This is some serious late eighties/early nineties Seattle pop royalty here. If you’ve lived in Seattle and paid attention to music here at all, you’ve likely heard the names Flop and Rusty Willoughby spoken with hushed reverence (or childish glee). Pure Joy was Rusty’s band before (and after) the better-known Flop. As far as I can tell this album was the first LP they released, via the legendary local label PopLlama – the home of many local heroes, including Fastbacks, Nevada Bachelors, The Posies, The Walkabouts, Young Fresh Fellows, and more.
The chronology of Pure Joy’s releases is somewhat confusing. From my brief internet research, it looks as though the LP Unsung was recorded before Carnivore, but Carnivore was the first album they released to the public. There was also an early, self-titled EP in there somewhere. It seems Pure Joy broke up shortly after this album’s release (see below), but then reunited after Flop — well, flopped (sorry). This may have been the band’s first official release, but it’s clear they were already a known quantity in the halls of KCMU.

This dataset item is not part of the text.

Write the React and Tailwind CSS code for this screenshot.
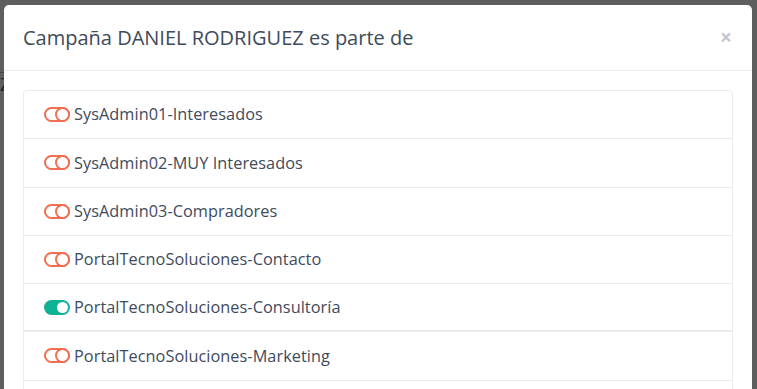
import React from "react";

const items = [
  { label: "SysAdmin01-Interesados", on: false },
  { label: "SysAdmin02-MUY Interesados", on: false },
  { label: "SysAdmin03-Compradores", on: false },
  { label: "PortalTecnoSoluciones-Contacto", on: false },
  { label: "PortalTecnoSoluciones-Consultoría", on: true },
  { label: "PortalTecnoSoluciones-Marketing", on: false },
  { label: "PortalTecnoSoluciones-Ventas", on: false },
];

function Toggle({ on }) {
  if (on) {
    return (
      <span className="flex h-[15px] w-[26px] shrink-0 items-center justify-end rounded-full bg-[#0fb295] pr-[2px]">
        <span className="h-[11px] w-[11px] rounded-full bg-white" />
      </span>
    );
  }
  return (
    <span className="flex h-[15px] w-[26px] shrink-0 items-center justify-end rounded-full border-2 border-[#f36d50] bg-white">
      <span className="-mr-[2px] h-[15px] w-[15px] rounded-full border-2 border-[#f36d50] bg-white" />
    </span>
  );
}

export default function App() {
  return (
    <div
      className="flex h-[389px] w-[757px] overflow-hidden bg-[#5e5e5e]"
      style={{ fontFamily: '"Open Sans", sans-serif' }}
    >
      <div className="flex w-[4px] shrink-0 flex-col pt-[72px]">
        <div className="h-px w-[4px] bg-[#444]" />
        <div className="mt-[2px] text-[18px] leading-none text-[#222]">Z</div>
      </div>
      <div className="mt-[5px] h-[420px] w-[748px] shrink-0 rounded-[5px] bg-white">
        <div className="flex h-[66px] items-center justify-between border-b border-[#e9ecef] pl-[19px] pr-[20px]">
          <h4 className="text-[20px] font-normal leading-none text-[#3e4b5b]">
            Campaña DANIEL RODRIGUEZ es parte de
          </h4>
          <span className="text-[21px] font-bold leading-none text-[#c5c9cf]">×</span>
        </div>
        <div className="px-[19px] pt-[19px]">
          <div className="rounded-[4px] border border-[#e9ecef]">
            {items.map((it, i) => (
              <div
                key={i}
                className={`flex h-[48.25px] items-center gap-[4px] pl-[20px] ${
                  i < items.length - 1 ? (it.on ? "border-b-2" : "border-b") : ""
                } border-[#e9ecef]`}
              >
                <Toggle on={it.on} />
                <span className="text-[16.3px] tracking-[0.05px] text-[#3e4b5b]">{it.label}</span>
              </div>
            ))}
          </div>
        </div>
      </div>
    </div>
  );
}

“As I understand it, this is a re-release of the cassette they put out in ’89. Drummer Andy has since left the group. They used to remind me of the Church & Teardrop Explodes; now they remind me of the Buzzcocks (a lot).”
“I play on Holocaust. — Craigstor (Thanks for the credit, guys. The suit’s in the mail.)”
“You won’t have to worry, Craig. They’ve broken up (1/8/90). RIP.”
“Rusty has a new group called Flop w/Nate Johnson (J. Kline’s groups) & Bill (ex Chem Set).”
“‘Condition’ is a red dot. It took 40 days in H for someone to find it, which shows you how much people are playing this.”
“Can we help it if this is junk?”
“Oh, you wank, Dave — this is fine, crunchy, guitar pop and I’ll be playing it for a long, long time.”
“Lisa King is the best bass player in Seattle.”
“Correction — David House is the only bass player in Seattle.”
“2/15 Move ‘er down.”
“‘This Condition’ isn’t a red dot after all.”